**Stated task:** Copy out every line exactly, passing over the pictures.

**Source data:**
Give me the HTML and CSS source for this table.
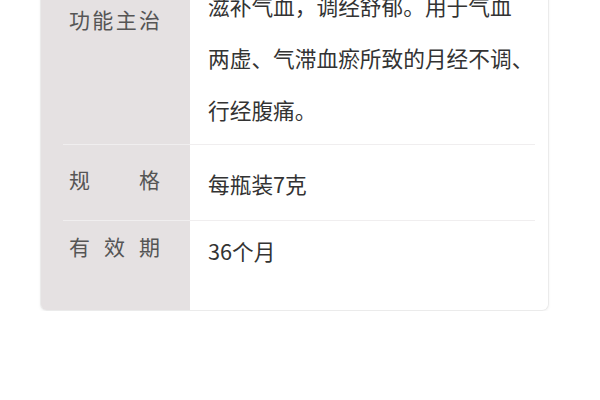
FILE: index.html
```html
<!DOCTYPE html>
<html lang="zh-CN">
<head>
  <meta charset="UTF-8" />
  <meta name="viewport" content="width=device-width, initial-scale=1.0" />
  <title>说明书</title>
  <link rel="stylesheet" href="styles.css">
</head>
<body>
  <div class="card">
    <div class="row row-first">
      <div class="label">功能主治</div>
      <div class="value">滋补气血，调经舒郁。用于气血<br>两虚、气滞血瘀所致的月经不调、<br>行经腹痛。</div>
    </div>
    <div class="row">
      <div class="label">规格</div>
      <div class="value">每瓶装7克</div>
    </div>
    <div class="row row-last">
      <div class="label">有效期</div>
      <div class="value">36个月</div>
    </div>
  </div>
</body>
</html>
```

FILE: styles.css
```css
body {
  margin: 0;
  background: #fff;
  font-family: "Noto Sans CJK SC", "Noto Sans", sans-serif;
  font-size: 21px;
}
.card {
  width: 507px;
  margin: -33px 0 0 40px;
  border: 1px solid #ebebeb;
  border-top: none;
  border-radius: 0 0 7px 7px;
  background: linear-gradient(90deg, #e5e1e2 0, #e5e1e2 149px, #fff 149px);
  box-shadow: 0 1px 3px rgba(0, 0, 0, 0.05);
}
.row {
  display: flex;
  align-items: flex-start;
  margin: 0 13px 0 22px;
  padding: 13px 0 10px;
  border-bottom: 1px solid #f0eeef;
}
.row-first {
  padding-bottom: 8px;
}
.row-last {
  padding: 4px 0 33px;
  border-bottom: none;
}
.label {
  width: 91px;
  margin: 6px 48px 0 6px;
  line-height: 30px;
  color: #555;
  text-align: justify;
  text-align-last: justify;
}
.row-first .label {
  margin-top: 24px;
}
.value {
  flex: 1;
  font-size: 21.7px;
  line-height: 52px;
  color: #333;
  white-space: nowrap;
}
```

**Reply to the task:**
Give me the HTML and CSS source for this table.
FILE: index.html
```html
<!DOCTYPE html>
<html lang="zh-CN">
<head>
  <meta charset="UTF-8" />
  <meta name="viewport" content="width=device-width, initial-scale=1.0" />
  <title>说明书</title>
  <link rel="stylesheet" href="styles.css">
</head>
<body>
  <div class="card">
    <div class="row row-first">
      <div class="label">功能主治</div>
      <div class="value">滋补气血，调经舒郁。用于气血<br>两虚、气滞血瘀所致的月经不调、<br>行经腹痛。</div>
    </div>
    <div class="row">
      <div class="label">规格</div>
      <div class="value">每瓶装7克</div>
    </div>
    <div class="row row-last">
      <div class="label">有效期</div>
      <div class="value">36个月</div>
    </div>
  </div>
</body>
</html>
```

FILE: styles.css
```css
body {
  margin: 0;
  background: #fff;
  font-family: "Noto Sans CJK SC", "Noto Sans", sans-serif;
  font-size: 21px;
}
.card {
  width: 507px;
  margin: -33px 0 0 40px;
  border: 1px solid #ebebeb;
  border-top: none;
  border-radius: 0 0 7px 7px;
  background: linear-gradient(90deg, #e5e1e2 0, #e5e1e2 149px, #fff 149px);
  box-shadow: 0 1px 3px rgba(0, 0, 0, 0.05);
}
.row {
  display: flex;
  align-items: flex-start;
  margin: 0 13px 0 22px;
  padding: 13px 0 10px;
  border-bottom: 1px solid #f0eeef;
}
.row-first {
  padding-bottom: 8px;
}
.row-last {
  padding: 4px 0 33px;
  border-bottom: none;
}
.label {
  width: 91px;
  margin: 6px 48px 0 6px;
  line-height: 30px;
  color: #555;
  text-align: justify;
  text-align-last: justify;
}
.row-first .label {
  margin-top: 24px;
}
.value {
  flex: 1;
  font-size: 21.7px;
  line-height: 52px;
  color: #333;
  white-space: nowrap;
}
```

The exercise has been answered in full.